De gedachte dat de bijbel een boek is dat ons helpt om God te prijzen, kan ook aan kinderen worden uitgelegd: de bijbel vertelt verhalen om ons te leren hoe goed God is, als we leren hoe God goed is, kunnen we ook zelf op hem vertrouwen en hem gaan loven. De bijbelse verhalen nodigen ons uit ook zelf mee te gaan doen.

Een iets andere insteek zou kunnen zijn: iets te vertellen over de tempeldienst en hoe het volk bijeenkwam op het tempelplein om mee te doen met de priesters en levieten om God te dienen.

Liturgische aanwijzingen

Naast Psalm 135 zelf kan er een tweede Schriftlezing gekozen worden die handelt over Gods daden bij Israëls bevrijding uit Egypte (bijvoorbeeld Exodus 19:1-6). Een nieuw-testamentische lezing zou Titus 2:11-14 (over God die ons tot zijn volk maakt) of Efeziërs 1:3-14 (een loflied op Gods uitverkiezing in nieuw-testamentisch perspectief) of Openbaring 9:13-21 (over mensen die ondanks alles vasthouden aan zelfgemaakte goden, een immoreel leven leiden en daardoor ten onder gaan) kunnen zijn.

Het ligt voor de hand om uit Psalm 135 zelf een paar verzen te zingen. Een preek over een psalm bereidt de gemeente voor op het zingen ervan. Andere psalmen die gezongen kunnen worden zijn Ps.115 vanwege de parallellen die er met die psalm zijn of een deel uit Ps.78 omdat ook in die psalm de geschiedenis van de uittocht bezongen wordt.

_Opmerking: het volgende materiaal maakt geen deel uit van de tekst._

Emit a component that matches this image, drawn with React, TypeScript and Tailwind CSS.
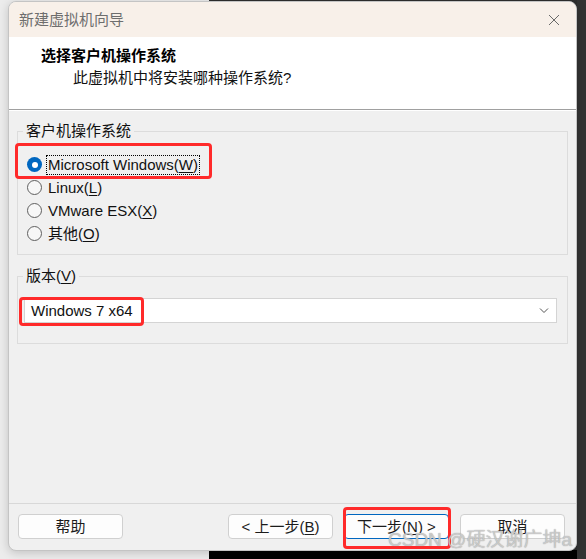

Een nieuw-testamentische verwerking van ‘zijn naam, zo lieflijk van klank’ is HH 326 (= EvLB 381). De tegenstelling tussen jezelf toevertrouwen aan Gods zorg of vertrouwen op eigen idolen, komt mooi uit in Opw. 727 (= Psalmen voor Nu 16).

Geraadpleegd

  • G.K. Beale, We become what we worship; A biblical theology of idolatry. Downers Grove, 2008.

  • J. Goldingay, Psalms, Volume 3; Baker Commentary on the Old Testament. Grand Rapids, 2008.

  • H.-J. Kraus, Psalmen, 2. Teilband; Biblischer Kommentar Altes Testament. Neukirchen, 1960.

  • Rinkel, Psalter; Beschouwingen over de psalmen, Tweede deel. Zutphen, 1937.

  • G.Th. Rothuizen, Landschap; een bundel gedachten over de psalmen, Derde vijftigtal. Kampen, 1968.